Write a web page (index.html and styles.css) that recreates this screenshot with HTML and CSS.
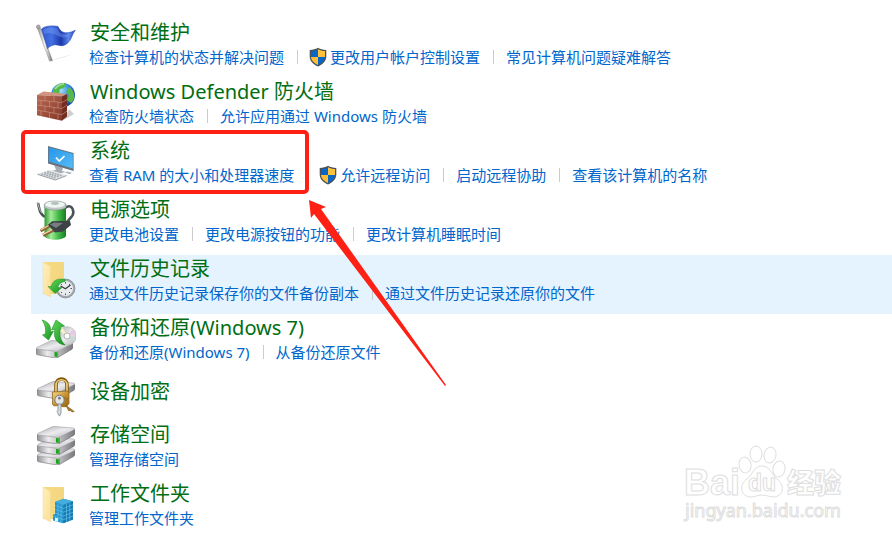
FILE: index.html
```
<!DOCTYPE html>
<html lang="zh-CN">
<head>
<meta charset="utf-8">
<title>系统和安全</title>
<link rel="stylesheet" href="styles.css">
</head>
<body>
<svg class="defs" width="0" height="0" aria-hidden="true">
  <defs>
    <linearGradient id="flagfold" x1="0" y1="0" x2="1" y2="0"><stop offset="0" stop-color="#3157cb"/><stop offset=".3" stop-color="#4271e4"/><stop offset=".58" stop-color="#1b37aa"/><stop offset=".8" stop-color="#5d86ec"/><stop offset="1" stop-color="#284abf"/></linearGradient>
    <linearGradient id="metal" x1="0" y1="0" x2="1" y2="0"><stop offset="0" stop-color="#8e8e8e"/><stop offset=".5" stop-color="#f6f6f6"/><stop offset="1" stop-color="#777"/></linearGradient>
    <linearGradient id="silver" x1="0" y1="0" x2="1" y2="1"><stop offset="0" stop-color="#a9a9ad"/><stop offset=".5" stop-color="#ececef"/><stop offset="1" stop-color="#b5b5ba"/></linearGradient>
    <linearGradient id="side" x1="0" y1="0" x2="1" y2="0"><stop offset="0" stop-color="#909094"/><stop offset=".3" stop-color="#ececed"/><stop offset=".6" stop-color="#bcbcbf"/><stop offset="1" stop-color="#77777b"/></linearGradient>
    <linearGradient id="brick" x1="0" y1="0" x2="1" y2="1"><stop offset="0" stop-color="#b96a55"/><stop offset="1" stop-color="#853728"/></linearGradient>
    <radialGradient id="globe" cx=".4" cy=".3" r=".7"><stop offset="0" stop-color="#a6e2ff"/><stop offset=".5" stop-color="#3692e0"/><stop offset="1" stop-color="#1644a0"/></radialGradient>
    <linearGradient id="screen" x1="0" y1="0" x2="1" y2="1"><stop offset="0" stop-color="#2495e8"/><stop offset="1" stop-color="#56bdf7"/></linearGradient>
    <linearGradient id="cell" x1="0" y1="0" x2="1" y2="0"><stop offset="0" stop-color="#2d9a31"/><stop offset=".3" stop-color="#a5eb9a"/><stop offset=".65" stop-color="#42ba48"/><stop offset="1" stop-color="#1d7a24"/></linearGradient>
    <linearGradient id="folder" x1="0" y1="0" x2="1" y2="0"><stop offset="0" stop-color="#f7dc85"/><stop offset="1" stop-color="#f3d67f"/></linearGradient>
    <linearGradient id="folderfront" x1="0" y1="0" x2="1" y2="1"><stop offset="0" stop-color="#fff0b8"/><stop offset="1" stop-color="#f9e09a"/></linearGradient>
    <linearGradient id="green" x1="0" y1="0" x2="1" y2="1"><stop offset="0" stop-color="#65e05b"/><stop offset="1" stop-color="#118b1d"/></linearGradient>
    <linearGradient id="gold" x1="0" y1="0" x2="1" y2="1"><stop offset="0" stop-color="#f5dc8c"/><stop offset=".5" stop-color="#ca9534"/><stop offset="1" stop-color="#966310"/></linearGradient>
    <symbol id="shield" viewBox="0 0 18 20">
      <path d="M9 .7 C11.4 2.1 14 2.8 17.3 2.9 V9.4 C17.3 14.2 13.5 17.5 9 19.4 C4.5 17.5 .7 14.2 .7 9.4 V2.9 C4 2.8 6.6 2.1 9 .7Z" fill="#4d5257"/>
      <path d="M9 2.2V10H2V4.1C4.7 3.9 7 3.3 9 2.2Z" fill="#0866c6"/>
      <path d="M9 2.2V10H16V4.1C13.3 3.9 11 3.3 9 2.2Z" fill="#ffc23b"/>
      <path d="M2 10H9V17.9C5 16.1 2.2 13.6 2 10Z" fill="#ffbd35"/>
      <path d="M16 10H9V17.9C13 16.1 15.8 13.6 16 10Z" fill="#0866c6"/>
    </symbol>
    <symbol id="drive" viewBox="0 0 38 17" preserveAspectRatio="none">
      <path d="M0 8 V12.2 Q0 13.6 1.5 14 L20 17 Q22 17 23 16.2 L37 8.7 Q38 8 38 6.7 V3Z" fill="url(#side)" stroke="#77777c" stroke-width=".6"/>
      <path d="M1 7 L15 .8 Q16.4 .2 18 .5 L36.8 2 Q38.5 2.6 37 3.6 L23 10.3 Q21.6 10.9 20 10.6 L1 8.5 Q-.4 7.9 1 7Z" fill="url(#silver)" stroke="#929296" stroke-width=".5"/>
      <path d="M22.5 11 V16.4" stroke="#777" stroke-width=".7"/>
      <path d="M19 11.4 L21.8 11.6 V16 L19 15.6Z" fill="#16a718"/>
    </symbol>
  </defs>
</svg>
<main class="panel">
  <section class="item">
    <svg class="icon" viewBox="0 0 40 40" aria-hidden="true">
      <path d="M15 38 L32 33 L38 31 L22 35Z" fill="#e6e6e6"/>
      <path d="M1.2 4.5 L4 4 L16.5 37.6 L13.6 38.2Z" fill="url(#metal)" stroke="#777" stroke-width=".4"/>
      <circle cx="2.3" cy="3.8" r="1.9" fill="#ababab" stroke="#777" stroke-width=".5"/>
      <path d="M5.5 6 C9 2.5 17 2.5 22 3.5 C24 8 28 13 39.3 7.3 C36 11 35.5 17 31.5 20.2 C25 25.5 22 20.5 17.5 22 C14 22.8 12.5 24.5 11.6 25.7Z" fill="url(#flagfold)" stroke="#2042b2" stroke-width=".6"/>
      <path d="M7 6.5 C12 4 17 4 21 5 C23 10 28 14 36 10 C31 16 25 15 20 12 C15 9 10 10 8.5 11Z" fill="#7ba2f7" opacity=".4"/>
    </svg>
    <div class="content">
      <a class="title" href="#">安全和维护</a>
      <ul class="links">
        <li><a href="#">检查计算机的状态并解决问题</a></li>
        <li class="admin"><a href="#"><svg class="shield" aria-hidden="true"><use href="#shield"/></svg>更改用户帐户控制设置</a></li>
        <li><a href="#">常见计算机问题疑难解答</a></li>
      </ul>
    </div>
  </section>
  <section class="item">
    <svg class="icon" viewBox="0 0 40 40" aria-hidden="true">
      <path d="M28 38 L38 32 L33 27Z" fill="#cfcfcf"/>
      <circle cx="27" cy="13" r="12" fill="url(#globe)"/>
      <path d="M17 9 C20 1 28 0 30 2 L28 6 L24 7 L23 12 L18 13Z M33 5 C39 9 40 17 35 21 L31 18 L33 13 L30 10Z M24 14 L30 16 L28 23 L24 21Z" fill="#58b946"/>
      <path d="M19 7 C22 3 25 2 28 2" fill="none" stroke="#d8ffd0" stroke-width="1.5" opacity=".6"/>
      <path d="M1 13 L7.5 9.5 L31 12 L26 14.5Z" fill="#d09480"/>
      <path d="M26 14.5 L31 12 V34.5 L26 38.8Z" fill="#732c20"/>
      <path d="M1 13 L26 14.5 V38.8 L1 33.2Z" fill="url(#brick)"/>
      <path d="M1 18 L26 20.5 L31 17.6 M1 23 L26 26.5 L31 23 M1 28 L26 32.6 L31 29 M9 13.7V18.8 M18 14.2V19.6 M5 18.5V23.5 M13.5 19.3V24.7 M22 20.2V25.8 M9 24.2V29.5 M18 25.5V31 M5 28.8V34 M13.5 30.3V36 M22 32V37.8" fill="none" stroke="#cf9887" stroke-width=".6"/>
    </svg>
    <div class="content">
      <a class="title" href="#">Windows Defender 防火墙</a>
      <ul class="links">
        <li><a href="#">检查防火墙状态</a></li>
        <li><a href="#">允许应用通过 Windows 防火墙</a></li>
      </ul>
    </div>
  </section>
  <section class="item">
    <svg class="icon" viewBox="0 0 40 40" aria-hidden="true">
      <path d="M18 24 L27 26.8 L26 30 L30 31 L23 32.5 L15 30.2 L20 28.8Z" fill="#a7adb4"/>
      <path d="M12 5 L37.6 12 V30 L12 22.4Z" fill="#68737d"/>
      <path d="M12.8 6.2 L36.8 12.8 V27.6 L12.8 20.6Z" fill="url(#screen)"/>
      <path d="M20 16.6 L23.3 20 L28.5 15" fill="none" stroke="#fff" stroke-width="1.7"/>
      <path d="M1.5 32.8 L13.5 28.7 L30.6 34 L19.3 38.4Z" fill="#e5e7e9"/>
      <path d="M1.5 32.8 L19.3 38.4 L30.6 34 V35 L19.3 39.4 L1.5 33.8Z" fill="#92989e"/>
      <path d="M5.2 32.7 L20 37.2 M8.2 31.6 L23 36 M11.2 30.4 L26.3 34.9" stroke="#a8aeb4" stroke-width="1.6" stroke-dasharray="2 .6"/>
      <path d="M31 30.5 L36 31.8 L34 33.2 L29 31.8Z" fill="#aeb6be"/>
    </svg>
    <div class="content">
      <a class="title" href="#">系统</a>
      <ul class="links">
        <li><a href="#">查看 RAM 的大小和处理器速度</a></li>
        <li class="admin"><a href="#"><svg class="shield" aria-hidden="true"><use href="#shield"/></svg>允许远程访问</a></li>
        <li><a href="#">启动远程协助</a></li>
        <li><a href="#">查看该计算机的名称</a></li>
      </ul>
    </div>
    <span class="highlight-box"></span>
    <svg class="arrow" viewBox="0 0 140 190" aria-hidden="true"><path d="M1 2 L18 9 L13 11 L138 187 L137 188 L6 16 L3 20Z"/></svg>
  </section>
  <section class="item">
    <svg class="icon" viewBox="0 0 40 40" aria-hidden="true">
      <path d="M2 3 C3.5 9 3 13 9 17 M28 9 C34 3 37 8 37.3 12 C38 18 31 18 30 25" fill="none" stroke="#4b5357" stroke-width="2.6"/>
      <path d="M1.2 2 C3 6 3 10 6 13" fill="none" stroke="#b8bdbf" stroke-width="1"/>
      <path d="M8.5 6 V36 C11 41 27 41 30 36 V6Z" fill="url(#cell)"/>
      <path d="M8.3 7.5 V4 C11 0 27 0 30 4 V7.5 C26 11 12 11 8.3 7.5Z" fill="#bfc8c6" stroke="#728079" stroke-width=".5"/>
      <ellipse cx="19" cy="4.6" rx="9.8" ry="3.2" fill="#eff5f3"/>
      <ellipse cx="19" cy="3.3" rx="4" ry="1.6" fill="#b4c0bd"/>
      <path d="M4.5 30.8 L14 25.5 M7 35.2 L18 29.8" stroke="#8c6238" stroke-width="3.2"/>
      <path d="M4.5 30 L14 24.8 M7 34.4 L17 29.2" stroke="#efd3a1" stroke-width="1.3"/>
      <path d="M12 25 L16 21.3 L26 21 L34 21 L35 25 L27 31.5 L19 32.6Z" fill="#3d4245"/>
      <path d="M14 24.5 L18 22.4 L27 23 L20 28Z" fill="#777d80"/>
    </svg>
    <div class="content">
      <a class="title" href="#">电源选项</a>
      <ul class="links">
        <li><a href="#">更改电池设置</a></li>
        <li><a href="#">更改电源按钮的功能</a></li>
        <li><a href="#">更改计算机睡眠时间</a></li>
      </ul>
    </div>
  </section>
  <section class="item selected">
    <svg class="icon" viewBox="0 0 40 40" aria-hidden="true">
      <path d="M7 3 H28 V35 H7Z" fill="url(#folder)"/>
      <path d="M7 3 L14.5 7.5 V38 L7 34Z" fill="url(#folderfront)" stroke="#efd58b" stroke-width=".4"/>
      <circle cx="29.5" cy="29.5" r="9.4" fill="#a5a9ac" stroke="#858b90" stroke-width=".8"/>
      <circle cx="29.5" cy="29.5" r="7.6" fill="#e9ecee"/>
      <path d="M29.5 23.2V24.7 M29.5 34.5V36 M23 29.5H24.5 M34.5 29.5H36 M25 25L26 26 M34 25L33 26 M25 34L26 33 M34 34L33 33" stroke="#555" stroke-width="1"/>
      <path d="M24.5 27 L29.5 29.8 L34.5 26" fill="none" stroke="#363c40" stroke-width="1.3"/>
      <path d="M29 20.5 C21.5 18.7 16 22 15.5 27.5 H12 L19 34.5 L26 28.5 H22 C22 25.5 25 22.8 29 22.5Z" fill="url(#green)" stroke="#188c21" stroke-width=".5"/>
    </svg>
    <div class="content">
      <a class="title" href="#">文件历史记录</a>
      <ul class="links">
        <li><a href="#">通过文件历史记录保存你的文件备份副本</a></li>
        <li><a href="#">通过文件历史记录还原你的文件</a></li>
      </ul>
    </div>
  </section>
  <section class="item">
    <svg class="icon" viewBox="0 0 40 40" aria-hidden="true">
      <use href="#drive" x="0" y="22" width="37" height="18"/>
      <circle cx="31" cy="18" r="9.3" fill="url(#silver)" stroke="#aaa" stroke-width=".6"/>
      <path d="M31 18 L37 11 L40 16Z" fill="#e8c9e4"/><path d="M31 18 L40 20 L38 24Z" fill="#c5ddd1"/>
      <path d="M31 18 L23 13 L27 10Z" fill="#f8efcb"/>
      <circle cx="31" cy="18" r="3" fill="#fff" stroke="#999" stroke-width=".7"/>
      <path d="M6 2 C13 4 15 8 14.5 14 L17.5 13 L12.5 22 L6.5 17 L9.3 16 C10.5 10 8.5 6 6 2Z" fill="url(#green)" stroke="#178b20" stroke-width=".6"/>
      <path d="M29 27 C20 26 17 19 19 11 L15.5 12 L20 2 L28.5 8 L25 9 C22.5 16 24 22 29 27Z" fill="url(#green)" stroke="#178b20" stroke-width=".6"/>
    </svg>
    <div class="content">
      <a class="title" href="#">备份和还原(Windows 7)</a>
      <ul class="links">
        <li><a href="#">备份和还原(Windows 7)</a></li>
        <li><a href="#">从备份还原文件</a></li>
      </ul>
    </div>
  </section>
  <section class="item single">
    <svg class="icon" viewBox="0 0 40 40" aria-hidden="true">
      <use href="#drive" x="1" y="4" width="38" height="18"/>
      <path d="M20 16 V8 C20 0 31 0 31 8 V16" fill="none" stroke="#80560d" stroke-width="3.6"/>
      <path d="M20 16 V8 C20 1 31 1 31 8 V16" fill="none" stroke="#ebce77" stroke-width="1.7"/>
      <path d="M16.5 15 L31.5 14 L33 15.5 V27 L18 29 L16.5 27.5Z" fill="url(#gold)" stroke="#88601a" stroke-width=".7"/>
      <circle cx="28" cy="25" r="4" fill="none" stroke="#a57620" stroke-width="2.5"/>
      <path d="M29.5 28 L38.3 34.5 L36 35 L34.5 33.5 L32.8 34Z" fill="#a87a21" stroke="#73500e" stroke-width=".5"/>
      <circle cx="23.5" cy="23" r="4.7" fill="#e3e5e6" stroke="#737b80" stroke-width="1"/>
      <circle cx="23.4" cy="21.2" r="1.4" fill="#777d80"/>
      <path d="M22 27 H25 V36 L23.7 39 L22 37.5 V35.5 L20.9 34.5 L22 33.3Z" fill="#d9dddf" stroke="#71797e" stroke-width=".7"/>
    </svg>
    <div class="content">
      <a class="title" href="#">设备加密</a>
    </div>
  </section>
  <section class="item">
    <svg class="icon" viewBox="0 0 40 40" aria-hidden="true">
      <use href="#drive" x="1" y="22" width="38" height="18"/>
      <use href="#drive" x="1" y="12" width="38" height="18"/>
      <use href="#drive" x="1" y="1" width="38" height="18"/>
    </svg>
    <div class="content">
      <a class="title" href="#">存储空间</a>
      <ul class="links"><li><a href="#">管理存储空间</a></li></ul>
    </div>
  </section>
  <section class="item">
    <svg class="icon" viewBox="0 0 40 40" aria-hidden="true">
      <path d="M7 3 H28 V35 H7Z" fill="url(#folder)"/>
      <path d="M7 3 L14.5 7.5 V38 L7 34Z" fill="url(#folderfront)" stroke="#efd58b" stroke-width=".4"/>
      <path d="M19 18 L27.5 14.8 L37 17.2 V35.5 L27 39.3 L17 36.4 V30.5 L19 30Z" fill="#2496cd"/>
      <path d="M19 18 L27.5 14.8 L37 17.2 L27.5 21Z" fill="#45aede"/>
      <path d="M27.5 21 L37 17.2 V35.5 L27.5 39.3Z" fill="#167bb2"/>
      <path d="M19 21.5 L27.5 24.5 L37 20.8 M19 25.2 L27.5 28.2 L37 24.5 M19 29 L27.5 32 L37 28.3 M17 32 L27.5 35.6 L37 32 M22 19.5V37.3 M25 20.5V38.3 M30.5 20V38 M33.7 18.8V36.7" fill="none" stroke="#62bfe6" stroke-width=".7"/>
      <path d="M19 33.5 L22 34.4 V37.7 L19 36.9Z" fill="#dff4ff"/>
    </svg>
    <div class="content">
      <a class="title" href="#">工作文件夹</a>
      <ul class="links"><li><a href="#">管理工作文件夹</a></li></ul>
    </div>
  </section>
  <svg class="watermark" viewBox="0 0 170 85" role="img" aria-label="Baidu 经验">
    <g class="outline">
      <text class="brand" x="3" y="54">Bai</text>
      <ellipse cx="64" cy="24" rx="6" ry="8" transform="rotate(-10 64 24)"/>
      <ellipse cx="75" cy="13" rx="6" ry="8"/>
      <ellipse cx="89" cy="14" rx="6" ry="8" transform="rotate(12 89 14)"/>
      <ellipse cx="98" cy="28" rx="6" ry="8" transform="rotate(10 98 28)"/>
      <path d="M81 25 C73 25 72 33 66 38 C58 43 59 55 69 56 C75 56 76 54 81 54 C86 54 88 56 93 56 C103 55 104 44 96 38 C90 33 89 25 81 25Z"/>
      <text class="du" x="67" y="50">du</text>
      <text class="cjk" x="106" y="52">经验</text>
    </g>
    <text class="url outline" x="4" y="76">jingyan.baidu.com</text>
  </svg>
</main>
</body>
</html>
```
FILE: styles.css
```
* {
  box-sizing: border-box;
}

body {
  margin: 0;
  background: #fff;
  font-family: "Noto Sans", "Noto Sans CJK SC", sans-serif;
  overflow-x: hidden;
}

.defs {
  position: absolute;
}

.panel {
  position: relative;
  padding: 19px 0 2px 31px;
}

.item {
  position: relative;
  display: flex;
  gap: 13px;
  padding: 0 5px 11px;
}

.selected {
  background: #e5f3ff;
}

.icon {
  flex: none;
  width: 40px;
  height: 40px;
  margin-top: 4px;
}

.content {
  min-width: 0;
}

.single {
  padding-bottom: 4px;
}

.single .content {
  padding-top: 5px;
}

.title {
  display: block;
  padding-left: 1px;
  color: #006e12;
  font-size: 20px;
  line-height: 28px;
  white-space: nowrap;
  text-decoration: none;
}

.links {
  display: flex;
  margin: 0;
  padding: 0;
  list-style: none;
  font-size: 15px;
  line-height: 20px;
  white-space: nowrap;
}

.links li {
  display: flex;
  align-items: center;
}

.links li + li::before {
  content: "";
  width: 1px;
  height: 14px;
  margin: 0 12px 0 13px;
  background: #ccc;
}

.links .admin::before {
  margin-right: 11px;
}

.links a {
  display: flex;
  align-items: center;
  gap: 3px;
  color: #0066cc;
  text-decoration: none;
}

.links a:hover,
.title:hover {
  text-decoration: underline;
}

.shield {
  width: 18px;
  height: 20px;
}

.highlight-box {
  position: absolute;
  top: -7px;
  left: -10px;
  width: 288px;
  height: 64px;
  border: 4px solid #ff2015;
  border-radius: 5px;
  pointer-events: none;
}

.arrow {
  position: absolute;
  z-index: 2;
  top: 61px;
  left: 277px;
  width: 140px;
  height: 190px;
  fill: #ff2015;
  pointer-events: none;
}

.watermark {
  position: absolute;
  right: 41px;
  bottom: 15px;
  width: 170px;
  height: 85px;
  pointer-events: none;
}

.outline {
  fill: #fff;
  stroke: #dedede;
  stroke-width: 1;
}

.brand {
  font: 700 36px "Liberation Sans", sans-serif;
}

.du {
  font: 700 23px "Liberation Sans", sans-serif;
}

.cjk {
  font: 900 27px "Noto Sans CJK SC", sans-serif;
}

.url {
  font: 400 18px "Noto Sans", sans-serif;
}
```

________________

### WHAT IS NEEDED
Where does the word "html" appear in the listing? List each line that holds it.

### TASK SOLUTION
Write a web page (index.html and styles.css) that recreates this screenshot with HTML and CSS.
FILE: index.html
<!DOCTYPE html>
<html lang="zh-CN">
</html>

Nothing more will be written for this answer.